The Danish rider’s rehabilitation has progressed more quickly than anticipated, with the team taking a carefully managed approach to his return to the bike.
“Mads’ recovery has progressed as well as we could have hoped — if not better. “With fractures, the central challenge is always timing: mobilise too early, and you risk the repair, but immobilise the joint for four weeks, and you then face a further two to three weeks rebuilding range of motion."
We took a carefully managed approach, introducing gentle wrist loading early — beginning on the rollers in Mallorca, then progressing to a gravel bike with adapted handlebars — always within strict parameters to ensure there was no risk to the fracture site," says Dr Jens Hinder, Head of Rider Welfare on the team website.
Pedersen himself admitted that a start at La Classicissima had not been the original plan, but that strong training sessions over recent days convinced both rider and team that the decision was right.

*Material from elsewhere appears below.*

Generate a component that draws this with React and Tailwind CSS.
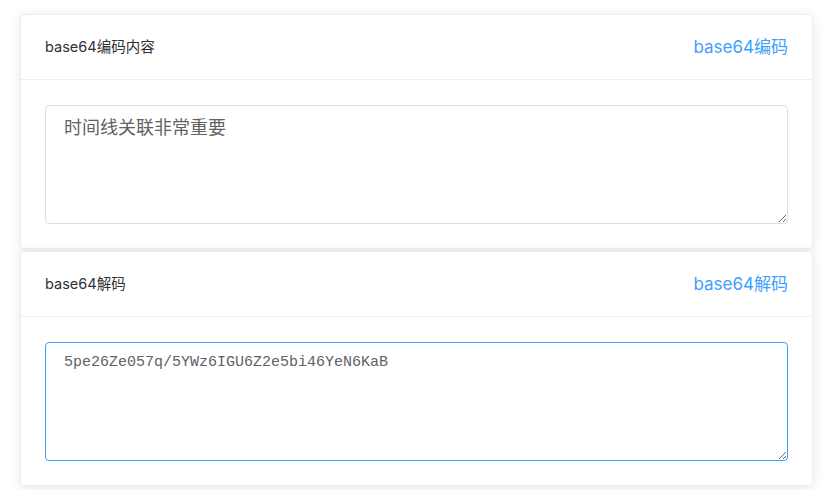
import { useState } from 'react';

const Card = ({ title, action, value, focused, mono }) => (
    <div className="bg-white border border-[#ebeef5] rounded-[4px] shadow-[0_2px_12px_0_rgba(0,0,0,0.1)]">
        {/* Header */}
        <div className="flex items-center justify-between h-[65px] px-[24px] border-b border-[#ebeef5]">
            <span className="text-[14.5px] text-[#303133]">{title}</span>
            <button className="text-[17px] text-[#409eff] leading-none">{action}</button>
        </div>
        {/* Body */}
        <div className="px-[24px] pt-[25px] pb-[24px]">
            <textarea
                defaultValue={value}
                rows={4}
                className={`block w-full h-[119px] px-[18px] py-[8px] rounded-[4px] border text-[#606266] outline-none ${
                    focused ? 'border-[#409eff]' : 'border-[#dcdfe6]'
                } ${
                    mono
                        ? "text-[15px] leading-[24px] font-['Liberation_Mono','Noto_Sans_CJK_SC',monospace]"
                        : "text-[18px] leading-[24px] font-['Noto_Sans_CJK_SC',sans-serif]"
                }`}
            />
        </div>
    </div>
);

export default function App() {
    const [source] = useState('时间线关联非常重要');
    const [encoded] = useState('5pe26Ze057q/5YWz6IGU6Z2e5bi46YeN6KaB');

    return (
        <div className="min-h-screen bg-white pl-[20px] pr-[10px] pt-[14px] pb-[3px] flex flex-col gap-[2px] font-['Inter','Noto_Sans_CJK_SC',sans-serif]">
            <Card title="base64编码内容" action="base64编码" value={source} />
            <Card title="base64解码" action="base64解码" value={encoded} focused mono />
        </div>
    );
}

“Honestly, the plan was not to race Sanremo,” says Pedersen, “but we have done some really good training, and we wanted to see specific numbers to be able to have a chance to make a good result in this race as well. After a few hard trainings this week, we believe that it is a good decision to race again, pin the numbers on, and get comfortable in a race again. Of course, the doctors and my coach also had a say in how and when I could make it back. Dr. Jens did a lot of examinations with my hand and me, and he is 100 percent confident that I can race again already — so it’s pretty nice to be back already", says Mads Pedersen.
Milano-Sanremo takes place on Saturday.